In countries such as South Africa and Chile, students can avail loans only if their test or credit score is above a minimum requirement (Dynarski 2014). While this helps prevent the issue of student debt, perhaps a policy change is necessitated to address the issue of existing student debts. Even in India, the central government may need to intervene and play a more active role in reducing the financial burden of unplaced students. Through the Reserve Bank of India (RBI), the central government can advise all the banks to start the repayment of loan after one year of completion of the professional education or six months from the date of employment whichever is earlier. It would also do a world of good to the students if the central government could direct the banks to fix the interest rate for the education loan at par with the home loan rates and provide for longer repayment duration and lower monthly instalments.
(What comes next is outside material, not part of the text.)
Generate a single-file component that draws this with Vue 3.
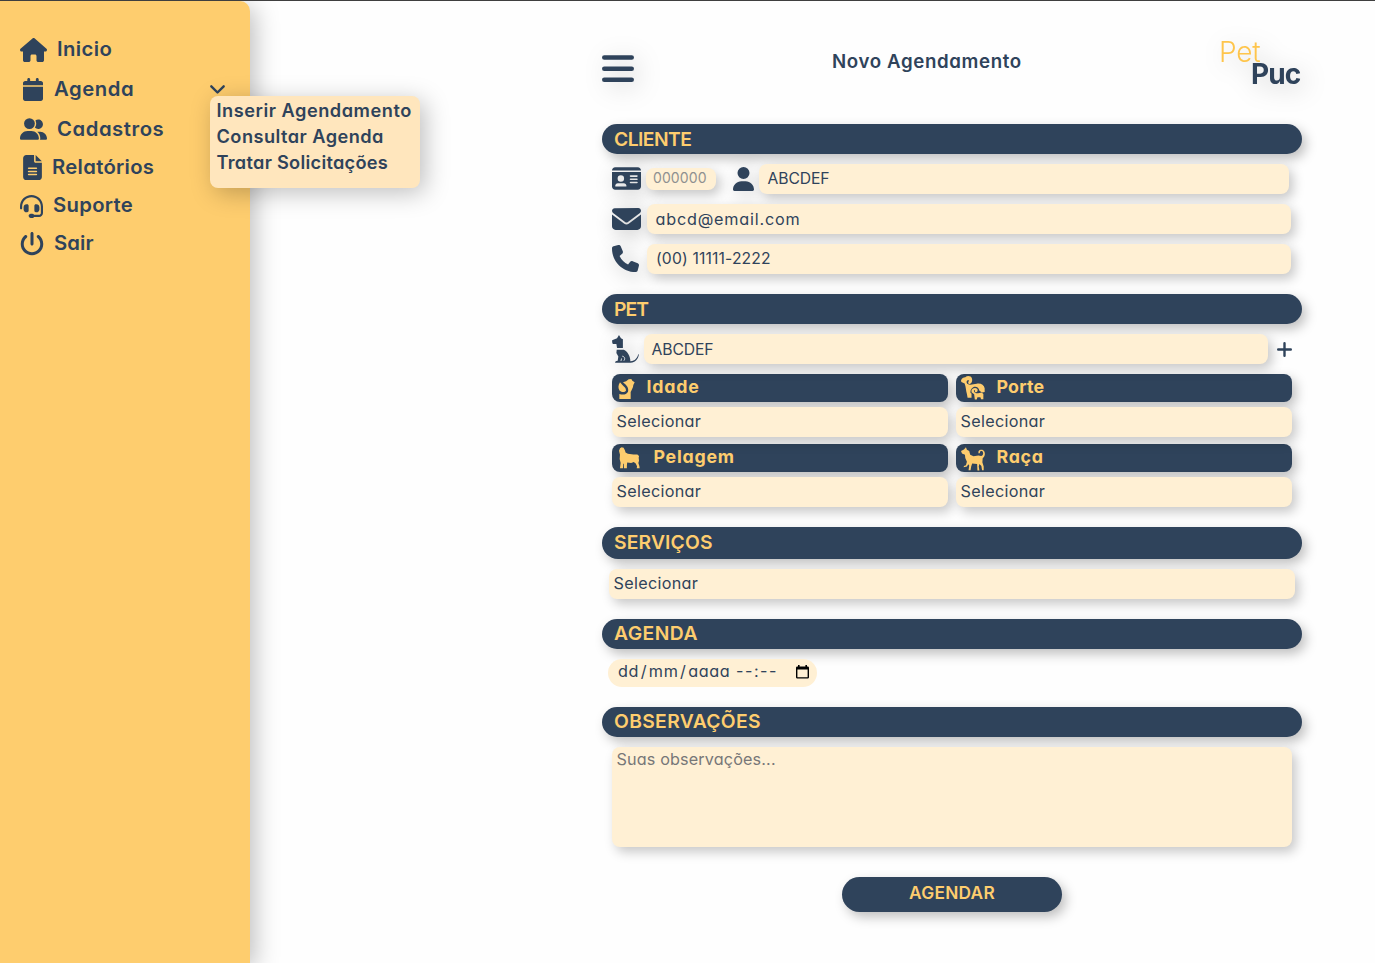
<script setup>
const menu = [
  { key: 'inicio', label: 'Inicio', view: '0 0 576 512', path: 'M575.8 255.5c0 18-15 32.1-32 32.1l-32 0 .7 160.2c0 2.7-.2 5.4-.5 8.1l0 16.2c0 22.1-17.9 40-40 40l-16 0c-1.1 0-2.2 0-3.3-.1c-1.4 .1-2.8 .1-4.2 .1L416 512l-24 0c-22.1 0-40-17.9-40-40l0-24 0-64c0-17.7-14.3-32-32-32l-64 0c-17.7 0-32 14.3-32 32l0 64 0 24c0 22.1-17.9 40-40 40l-24 0-31.9 0c-1.5 0-3-.1-4.5-.2c-1.2 .1-2.4 .2-3.6 .2l-16 0c-22.1 0-40-17.9-40-40l0-112c0-.9 0-1.9 .1-2.8l0-69.7-32 0c-18 0-32-14-32-32.1c0-9 3-17 10-24L266.4 8c7-7 15-8 22-8s15 2 21 7L564.8 231.5c8 7 12 15 11 24z' },
  { key: 'agenda', label: 'Agenda', open: true, view: '0 0 448 512', path: 'M96 32l0 32L48 64C21.5 64 0 85.5 0 112l0 48 448 0 0-48c0-26.5-21.5-48-48-48l-48 0 0-32c0-17.7-14.3-32-32-32s-32 14.3-32 32l0 32L160 64l0-32c0-17.7-14.3-32-32-32S96 14.3 96 32zM448 192L0 192 0 464c0 26.5 21.5 48 48 48l352 0c26.5 0 48-21.5 48-48l0-272z' },
  { key: 'cadastros', label: 'Cadastros', view: '0 0 640 512', path: 'M96 128a128 128 0 1 1 256 0A128 128 0 1 1 96 128zM0 482.3C0 383.8 79.8 304 178.3 304l91.4 0C368.2 304 448 383.8 448 482.3c0 16.4-13.3 29.7-29.7 29.7L29.7 512C13.3 512 0 498.7 0 482.3zM609.3 512l-137.8 0c5.4-9.4 8.6-20.3 8.6-32l0-8c0-60.7-27.1-115.2-69.8-151.8c2.4-.1 4.7-.2 7.1-.2l61.4 0C567.8 320 640 392.2 640 481.3c0 17-13.8 30.7-30.7 30.7zM432 256c-31 0-59-12.6-79.3-32.9C372.4 196.5 384 163.6 384 128c0-26.8-6.6-52.1-18.3-74.3C384.3 40.1 407.2 32 432 32c61.9 0 112 50.1 112 112s-50.1 112-112 112z' },
  { key: 'relatorios', label: 'Relatórios', view: '0 0 384 512', path: 'M64 0C28.7 0 0 28.7 0 64L0 448c0 35.3 28.7 64 64 64l256 0c35.3 0 64-28.7 64-64l0-288-128 0c-17.7 0-32-14.3-32-32L224 0 64 0zM256 0l0 128 128 0L256 0zM112 256l160 0c8.8 0 16 7.2 16 16s-7.2 16-16 16l-160 0c-8.8 0-16-7.2-16-16s7.2-16 16-16zm0 64l160 0c8.8 0 16 7.2 16 16s-7.2 16-16 16l-160 0c-8.8 0-16-7.2-16-16s7.2-16 16-16zm0 64l160 0c8.8 0 16 7.2 16 16s-7.2 16-16 16l-160 0c-8.8 0-16-7.2-16-16s7.2-16 16-16z' },
  { key: 'suporte', label: 'Suporte', view: '0 0 512 512', path: 'M256 48C141.1 48 48 141.1 48 256l0 40c0 13.3-10.7 24-24 24s-24-10.7-24-24l0-40C0 114.6 114.6 0 256 0S512 114.6 512 256l0 144.1c0 48.6-39.4 88-88.1 88L313.6 488c-8.3 14.3-23.8 24-41.6 24l-32 0c-26.5 0-48-21.5-48-48s21.5-48 48-48l32 0c17.8 0 33.3 9.7 41.6 24l110.4 .1c22.1 0 40-17.9 40-40L464 256c0-114.9-93.1-208-208-208zM144 208l16 0c17.7 0 32 14.3 32 32l0 112c0 17.7-14.3 32-32 32l-16 0c-35.3 0-64-28.7-64-64l0-48c0-35.3 28.7-64 64-64zm224 0c35.3 0 64 28.7 64 64l0 48c0 35.3-28.7 64-64 64l-16 0c-17.7 0-32-14.3-32-32l0-112c0-17.7 14.3-32 32-32l16 0z' },
  { key: 'sair', label: 'Sair', view: '0 0 512 512', path: 'M288 32c0-17.7-14.3-32-32-32s-32 14.3-32 32l0 224c0 17.7 14.3 32 32 32s32-14.3 32-32l0-224zM143.5 120.6c13.6-11.3 15.4-31.5 4.1-45.1s-31.5-15.4-45.1-4.1C49.7 115.4 16 181.8 16 256c0 132.5 107.5 240 240 240s240-107.5 240-240c0-74.2-33.8-140.6-86.6-184.6c-13.6-11.3-33.8-9.4-45.1 4.1s-9.4 33.8 4.1 45.1c38.9 32.3 63.5 81 63.5 135.4c0 97.2-78.8 176-176 176s-176-78.8-176-176c0-54.4 24.7-103.1 63.5-135.4z' },
]
</script>

<template>
  <div class="page">
    <nav class="sidebar">
      <div v-for="item in menu" :key="item.key" class="item" :class="item.key">
        <svg class="glyph" :viewBox="item.view"><path :d="item.path" /></svg>
        <span class="label">{{ item.label }}</span>
        <svg v-if="item.open" class="chevron" viewBox="0 0 15 9"><path d="M1.3 1.3 7.5 7.5 13.7 1.3" /></svg>
        <div v-if="item.open" class="submenu">
          <span class="s1">Inserir Agendamento</span>
          <span class="s2">Consultar Agenda</span>
          <span class="s3">Tratar Solicitações</span>
        </div>
      </div>
    </nav>

    <main class="panel">
      <header class="top">
        <svg class="burger" viewBox="0 0 32 28"><path d="M2.3 2.5H29.7M2.3 13.7H29.7M2.3 24.8H29.7" /></svg>
        <h1>Novo Agendamento</h1>
        <div class="logo"><span class="pet">Pet</span><span class="puc">Puc</span></div>
      </header>

      <h2 class="cliente"><span>CLIENTE</span></h2>
      <div class="row first">
        <svg class="ic card" viewBox="0 32 576 448"><path d="M0 96l576 0c0-35.3-28.7-64-64-64L64 32C28.7 32 0 60.7 0 96zm0 32L0 416c0 35.3 28.7 64 64 64l448 0c35.3 0 64-28.7 64-64l0-288L0 128zM64 405.3c0-29.5 23.9-53.3 53.3-53.3l117.3 0c29.5 0 53.3 23.9 53.3 53.3c0 5.9-4.8 10.7-10.7 10.7L74.7 416c-5.9 0-10.7-4.8-10.7-10.7zM176 192a64 64 0 1 1 0 128 64 64 0 1 1 0-128zm176 16c0-8.8 7.2-16 16-16l128 0c8.8 0 16 7.2 16 16s-7.2 16-16 16l-128 0c-8.8 0-16-7.2-16-16zm0 64c0-8.8 7.2-16 16-16l128 0c8.8 0 16 7.2 16 16s-7.2 16-16 16l-128 0c-8.8 0-16-7.2-16-16zm0 64c0-8.8 7.2-16 16-16l128 0c8.8 0 16 7.2 16 16s-7.2 16-16 16l-128 0c-8.8 0-16-7.2-16-16z" /></svg>
        <div class="field code">000000</div>
        <svg class="ic user" viewBox="0 0 448 512"><path d="M224 256A128 128 0 1 0 224 0a128 128 0 1 0 0 256zm-45.7 48C79.8 304 0 383.8 0 482.3C0 498.7 13.3 512 29.7 512l388.6 0c16.4 0 29.7-13.3 29.7-29.7C448 383.8 368.2 304 269.7 304l-91.4 0z" /></svg>
        <div class="field name">ABCDEF</div>
      </div>
      <div class="row second">
        <svg class="ic mail" viewBox="0 64 512 384"><path d="M48 64C21.5 64 0 85.5 0 112c0 15.1 7.1 29.3 19.2 38.4L236.8 313.6c11.4 8.5 27 8.5 38.4 0L492.8 150.4c12.1-9.1 19.2-23.3 19.2-38.4c0-26.5-21.5-48-48-48L48 64zM0 176L0 384c0 35.3 28.7 64 64 64l384 0c35.3 0 64-28.7 64-64l0-208L294.4 339.2c-22.8 17.1-54 17.1-76.8 0L0 176z" /></svg>
        <div class="field email">abcd@email.com</div>
      </div>
      <div class="row third">
        <svg class="ic phone" viewBox="0 0 512 512"><path d="M164.9 24.6c-7.7-18.6-28-28.5-47.4-23.2l-88 24C12.1 30.2 0 46 0 64C0 311.4 200.6 512 448 512c18 0 33.8-12.1 38.6-29.5l24-88c5.3-19.4-4.6-39.7-23.2-47.4l-96-40c-16.3-6.8-35.2-2.1-46.3 11.6L304.7 368C234.3 334.7 177.3 277.7 144 207.3L193.3 167c13.7-11.2 18.4-30 11.6-46.3l-40-96z" /></svg>
        <div class="field tel">(00) 11111-2222</div>
      </div>

      <h2 class="pet-title"><span>PET</span></h2>
      <div class="row pet-row">
        <svg class="ic dog" viewBox="0 0 82 86">
          <path d="M0 16 15 10 21 0 27 10 33 13V40H15L13 28H2L0 22Z" />
          <path d="M14 45H36C47 51 56 63 56 81H57C70 79 77 71 80 59L82 60C80 74 71 85 57 85H9C9 81 12 80 17 79L19 66 13 55Z" />
          <path class="cut" d="M27 80 29 72M36 79C41 73 38 66 31 65" />
        </svg>
        <div class="field pet-name">ABCDEF</div>
        <svg class="plus" viewBox="0 0 15 15"><path d="M7.5 1.2V13.8M1.2 7.5H13.8" /></svg>
      </div>

      <div class="grid">
        <section>
          <h3 class="idade">
            <svg viewBox="0 0 49 60"><path d="M5 10C-1 18-1 29 4 35C10 40 19 41 23 35C23 27 18 24 13 19C10 16 8 13 5 10Z" /><path d="M14 10C21 9 26 5 31 1L39 0 42 5 49 10 45 18C44 28 40 32 37 39V60H3V45C13 48 24 48 29 38C32 28 26 19 14 10Z" /></svg>
            <span>Idade</span>
          </h3>
          <div class="field select">Selecionar</div>
        </section>
        <section>
          <h3 class="porte">
            <svg viewBox="0 0 73 72"><path d="M0 13C2 5 8 3 13 3C19-2 31-1 33 6C36 15 32 23 24 24C21 21 21 17 25 14C19 9 14 17 19 23C28 29 37 24 48 23C60 21 70 26 72 37V48L64 50 56 44C54 34 45 30 37 34C30 38 28 45 29 51L32 53V66H20L18 54C15 44 15 32 11 22L1 18Z" /><path d="M32 42C36 36 43 34 49 38C53 43 49 50 43 49L42 45C43 42 40 41 39 44C40 51 47 53 52 52L63 50 68 54V70H61L59 64H50L48 71H42L40 55 32 49Z" /></svg>
            <span>Porte</span>
          </h3>
          <div class="field select">Selecionar</div>
        </section>
        <section>
          <h3 class="pelagem">
            <svg viewBox="0 0 64 66"><path d="M3 3 8 0 14 2 18 9 20 16 27 20 44 22 56 22 61 27 60 32 61 41 59 48 62 57 63 64H54L55 58 51 50 45 45 37 48 25 47 24 56 24 64H15L15 51 13 50 12 64H3L5 48 2 36 3 23 0 11Z" /></svg>
            <span>Pelagem</span>
          </h3>
          <div class="field select">Selecionar</div>
        </section>
        <section>
          <h3 class="raca">
            <svg viewBox="0 0 73 72"><path d="M0 12 9 7 15 0 18 8 25 12 28 23 38 28 53 25 61 27C69 26 69 15 64 12C59 10 56 14 58 18L54 19C50 11 58 6 65 8C75 12 75 27 66 34L65 46 69 59V70H64L62 57 56 51 54 59 56 71H50L49 51 34 50 31 59 29 70H23L25 56 22 52 18 59 8 61 9 57 15 55 18 44 13 33 12 23 3 19Z" /></svg>
            <span>Raça</span>
          </h3>
          <div class="field select">Selecionar</div>
        </section>
      </div>

      <h2 class="servicos"><span>SERVIÇOS</span></h2>
      <div class="field select service">Selecionar</div>

      <h2 class="agenda-title"><span>AGENDA</span></h2>
      <div class="date">
        <span class="d">dd<i>/</i>mm<i>/</i>aaaa</span><span class="t">--:--</span>
        <svg viewBox="0 0 13 14"><path fill-rule="evenodd" d="M2 0H3.6V1.4H9.4V0H11V1.4H11.6Q13 1.4 13 2.8V12.2Q13 13.6 11.6 13.6H1.4Q0 13.6 0 12.2V2.8Q0 1.4 1.4 1.4H2ZM1.4 4.6V12.2H11.6V4.6Z" /></svg>
      </div>

      <h2 class="obs-title"><span>OBSERVAÇÕES</span></h2>
      <div class="field notes">Suas observações...</div>

      <button class="submit">AGENDAR</button>
    </main>
  </div>
</template>

<style>
body { background: #fefefe; }
</style>

<style scoped>
.page { display: flex; height: 963px; box-sizing: border-box; border-top: 1px solid #3f3f3f; overflow: hidden; font-family: Inter, "Open Sans", sans-serif; font-feature-settings: "cv11"; color: #2f435b; }
svg { display: block; flex: none; fill: currentColor; overflow: visible; }

.sidebar { position: relative; z-index: 1; flex: none; width: 250px; padding-top: 28px; box-sizing: border-box; border-radius: 0 10px 0 0; background: #fecd6e; box-shadow: 5px 5px 25px rgba(0, 0, 0, .25); }
.item { position: relative; display: flex; align-items: center; height: 38px; padding-left: 20px; font-size: 20.3px; font-weight: 600; }
.inicio, .agenda { height: 40px; }
.inicio .glyph { width: 27px; height: 24px; margin: 1px 10px 0 0; }
.inicio .label { letter-spacing: .4px; }
.agenda .glyph { width: 20px; height: 23px; margin: 0 11px 0 3px; }
.agenda .label { letter-spacing: .55px; }
.cadastros { height: 40px; }
.cadastros .glyph { width: 27px; height: 22px; margin-right: 10px; }
.cadastros .label { letter-spacing: .55px; }
.relatorios { height: 36px; }
.relatorios .glyph { width: 19px; height: 25px; margin: 1px 10px 0 3px; }
.relatorios .label { letter-spacing: .3px; }
.suporte .glyph { width: 23px; height: 23px; margin: 2px 10px 0 0; }
.suporte { height: 40px; }
.suporte .label { letter-spacing: .3px; }
.sair { height: 36px; }
.sair .glyph { width: 24px; height: 24px; margin: 1px 10px 0 0; }
.sair .label { letter-spacing: .1px; }
.label { line-height: 24px; }
.chevron { position: absolute; left: 210px; top: 16px; width: 15px; height: 9px; }
.chevron path { fill: none; stroke: currentColor; stroke-width: 2.4; stroke-linecap: round; stroke-linejoin: round; }
.submenu { position: absolute; left: 210px; top: 27px; display: flex; flex-direction: column; width: 210px; height: 92px; padding: 1px 0 0 6.5px; box-sizing: border-box; border-radius: 8px; background: #ffe6bd; box-shadow: 5px 5px 25px rgba(0, 0, 0, .25); font-size: 18.2px; line-height: 26px; white-space: nowrap; }
.s1 { letter-spacing: .52px; }
.s2 { letter-spacing: .46px; }
.s3 { letter-spacing: .28px; }

.panel { width: 700px; margin-left: 352px; display: flex; flex-direction: column; }
.top { display: flex; height: 123px; }
.burger { width: 32px; height: 28px; margin: 54px 0 0 -.5px; filter: drop-shadow(5px 5px 12px rgba(0, 0, 0, .2)); }
.burger path { fill: none; stroke: currentColor; stroke-width: 4.6; stroke-linecap: round; }
h1 { margin: 48px 0 0 198.5px; font-size: 18.7px; line-height: 26px; font-weight: 600; letter-spacing: .62px; white-space: nowrap; }
.logo { display: flex; flex-direction: column; margin: 40px 0 0 auto; width: 83px; font-size: 28px; line-height: 22px; filter: drop-shadow(5px 5px 12px rgba(0, 0, 0, .2)); }
.pet { color: #fec54c; font-weight: 300; letter-spacing: -.2px; }
.puc { margin-left: 32px; font-weight: 700; letter-spacing: -.9px; }

h2 { flex: none; height: 30px; margin: 0; padding-left: 12px; border-radius: 16px; background: #2f435b; color: #fecd6e; box-shadow: 4px 5px 12px rgba(0, 0, 0, .25); font-size: 19.3px; font-weight: 600; line-height: 31px; }
.cliente { letter-spacing: -.55px; }
.pet-title { margin-top: 20px; letter-spacing: -.9px; }
.servicos { height: 32px; margin-top: 20px; letter-spacing: .15px; }
.agenda-title { margin-top: 20px; letter-spacing: .45px; line-height: 29px; }
.obs-title { margin-top: 20px; letter-spacing: .35px; line-height: 29px; }

.field { position: relative; box-sizing: border-box; height: 30px; border-radius: 8px; background: #fff0d4; box-shadow: 4px 5px 12px rgba(0, 0, 0, .22); font-size: 16.2px; line-height: 29px; white-space: nowrap; }
.row { display: flex; align-items: center; height: 30px; margin-top: 10px; padding-left: 9.5px; }
.ic { filter: drop-shadow(4px 4px 10px rgba(0, 0, 0, .22)); }
.card { width: 29px; height: 23px; margin-top: -1px; }
.code { width: 70px; height: 22px; margin-left: 5.5px; padding-left: 7px; line-height: 20px; font-size: 14px; letter-spacing: .1px; color: #8f9090; }
.user { width: 21px; height: 24px; margin-left: 17px; }
.name { width: 530px; margin-left: 5px; padding-left: 8.5px; font-size: 15.7px; letter-spacing: -.1px; }
.mail { width: 29px; height: 22px; }
.email { width: 644px; margin-left: 6.5px; padding-left: 8.5px; letter-spacing: .8px; line-height: 31px; }
.phone { width: 27px; height: 27px; margin-top: -2px; }
.tel { width: 644px; margin-left: 8.5px; padding-left: 9px; font-size: 15.7px; letter-spacing: .15px; }
.dog { width: 27px; height: 28px; }
.dog .cut { fill: none; stroke: #fefefe; stroke-width: 2.5; }
.pet-name { width: 624px; margin-left: 5.5px; padding-left: 7.5px; font-size: 15.7px; letter-spacing: -.1px; line-height: 31px; }
.plus { width: 15px; height: 15px; margin-left: 9px; }
.plus path { fill: none; stroke: currentColor; stroke-width: 2.4; stroke-linecap: round; }

.grid { display: grid; grid-template-columns: 336px 336px; gap: 7px 8px; margin: 10px 0 0 10px; }
h3 { display: flex; align-items: center; height: 28px; margin: 0 0 5px; border-radius: 8px; background: #2f435b; color: #fecd6e; box-shadow: 4px 5px 12px rgba(0, 0, 0, .25); font-size: 17.8px; font-weight: 700; line-height: 26px; }
h3 span { padding-bottom: 2px; }
.idade { letter-spacing: .8px; }
.idade svg { width: 17px; height: 20px; margin: 1px 11.5px 0 6px; }
.porte { letter-spacing: .2px; }
.porte svg, .raca svg { width: 24px; height: 24px; margin: 0 11.5px 0 5px; }
.pelagem { letter-spacing: .75px; }
.pelagem svg { width: 21px; height: 22px; margin: 0 13.5px 0 7px; }
.raca { letter-spacing: .7px; }
.raca svg { margin-top: 1px; }
.select { padding-left: 4.5px; letter-spacing: .3px; }
.service { width: 686px; margin: 10px 0 0 7px; }
.date { display: flex; align-items: center; width: 209px; height: 28px; margin: 10px 0 0 6px; padding-left: 10px; box-sizing: border-box; border-radius: 14px; background: #fff0d4; font-size: 16.2px; line-height: 26px; }
.date span { padding-bottom: 4px; }
.date i { font-style: normal; margin: 0 1.6px; }
.d { width: 118px; letter-spacing: .65px; white-space: nowrap; }
.t { width: 60px; letter-spacing: 1.5px; }
.date svg { width: 13px; height: 14px; margin-top: -2px; color: #000; }
.notes { width: 680px; height: 100px; margin: 10px 0 0 10px; padding-left: 4.5px; line-height: 25px; letter-spacing: .14px; color: #777778; }
.submit { width: 220px; height: 35px; margin: 30px 0 0 240px; padding: 0 0 4px; border: 0; border-radius: 18px; background: #2f435b; color: #fecd6e; box-shadow: 4px 5px 12px rgba(0, 0, 0, .25); font: 600 17.3px Inter, sans-serif; letter-spacing: .25px; }
</style>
Here, it is worthwhile to point out Hillary Clinton’s proposal during the last presidential election in the US. Hillary Clinton had proposed to cap the repayment of educational loans at maximum 10% of income over 20 years and if by then the loan is still not fully paid off by the government should pick up the bill (Petersen 2016). In the face of increasing student debt in US, it seemed to be a reasonable solution. But a policy such as this may also invite wilful defaults and increase the government’s burden. To counter this, the central government should also invite a policy discussion on the merits of blacklisting the universities/institutes where the student loan default rises beyond a certain percentage point and making the universities/institutes liable for a share of unpaid student debts. In our view, this could well be one of the key metrics in determining the selection (or rejection) of Institutions of Eminence (IoE) with reference to providing financial autonomy under the UGC (Institutions of Eminence Deemed to be Universities) regulations, 2017 since institutions selected under these regulations will be free of UGC’s restrictive inspection regime, the regulatory control over fee and curriculum.